Tuesday, November 09, 2004

Belgians Waffle

As their Dutch neighbors wake up to the bloody reality of Islamic terror on the streets of Amsterdam, Belgium tries desperately to stick its head ever deeper in the sands. The Belgian supreme court has ruled Vlaams Blok, one of the country's most popular parties "racist."
The ruling means the Blok will lose access to state funding and access to television which will, in effect, shut down the party.
And what was the Blok's great crime? The party advocated an anti-immigration platform as well as political independence for Dutch-speaking Flanders, a wealthy section of Belgium. According to AFP, the party's rise in popularity has mirrored a rise in ethnic violence in Antwerp, Flanders' wealthy port city:
The city has large North African and Orthodox Jewish minorities. It has seen a spate of anti-Semitic attacks recently, while a radical Arab group has been staging vigilante patrols of North African neighbourhoods.
Two opinion polls last month placed the Vlaams Blok as the most popular party in the region, ahead of the Christian Democrats, after it came second in June regional elections.
In national elections in May last year, the Vlaams Blok posted the best performance in its 26-year history by gaining three more seats in Belgium's 150-seat parliament to take its tally to 18.
But despite its poll success, the Blok has been kept out of power by a political "cordon sanitaire" of isolation by mainstream parties.
AFP reports that the Blok's leadership remains underterred and will relaunch the party under the new name "Vlaams Blok+" or "Vlaams Belang" (The Flemish Interest).
"What happened in Brussels today is unique in the Western world: never has a so-called democratic regime outlawed the country's largest political party," Vlaams Blok leader Frank Vanhecke said in a statement.
"Today, our party has been killed, not by the electorate but by the judges.
The BBC quoted Mr. Vanhecke comparing his party's censure to that of formerly communist eastern Europe where the state ideology permitted no other ideas.
"Exactly 15 years after the Berlin Wall came down and the people of East Germany and eastern Europe regained their freedom, it was confirmed today that in the Belgian state, democracy and freedom of speech are under threat," he said.
Mr. Vanhecke's sentiments can hardly be faulted. While one might argue with some merit that Europeans, after two devastating world wars, have an interest in mitigating nationalist impulses, declaring any anti-immigration stance to be racist on its face defies logic. Worse, it destroys any reasonable balance that arguments over immigration can attain through debate and argument. Cannot the average Belgian survey the facts as he sees them and come to the conclusion that his country is not improved by admitting ever larger numbers of foreigners whose countries without being immediately branded a "racist." What about non-white Belgians who might agree with such conclusions? Are they "racists" as well? Whatever happened to freedom of conscience, not to mention speech, in Belgium?

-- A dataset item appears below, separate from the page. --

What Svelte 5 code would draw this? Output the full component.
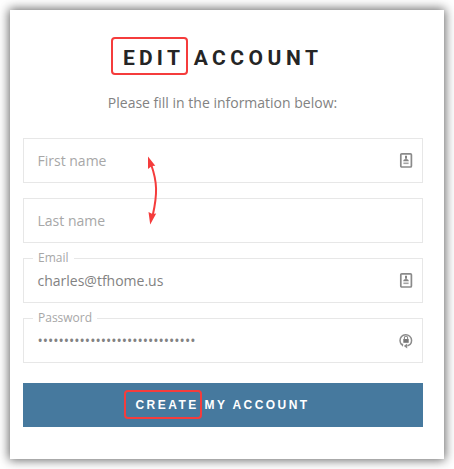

The answer, of course, is that the same leftist-elite mindset that pervades much of the politics of immigration in the U.S. has also manifested itself in Europe, where it has found even more fertile soil in which to propagate. This line of thought begins with the premise that Europeans are racist and concludes that any effort to advance the interest of Europeans must logically be racist as well. Since racism is the worst crime imaginable, European leftists have bent over backwards to demonstrate their non-racism by opening their countries borders' to enormous waves of immigrants from countries with cultural beliefs and practices diametrically oppose to those cultivated by Europeans at a great cost over the past millenium. The result: Theo Von Gogh's murder (see below).

The Vlaams Blok will retool its message slightly for the relaunch, AFP notes:
Instead of pushing for the forcible expulsion of non-European immigrants, in future it will demand the departure of minorities "who reject, deny or fight against culture and European values like the separation of church and state, freedom of expression and equality between men and women", it said.
Once upon a time, that wouldn't have been considered unreasonable, or xenophobic. It would have been considered common sense.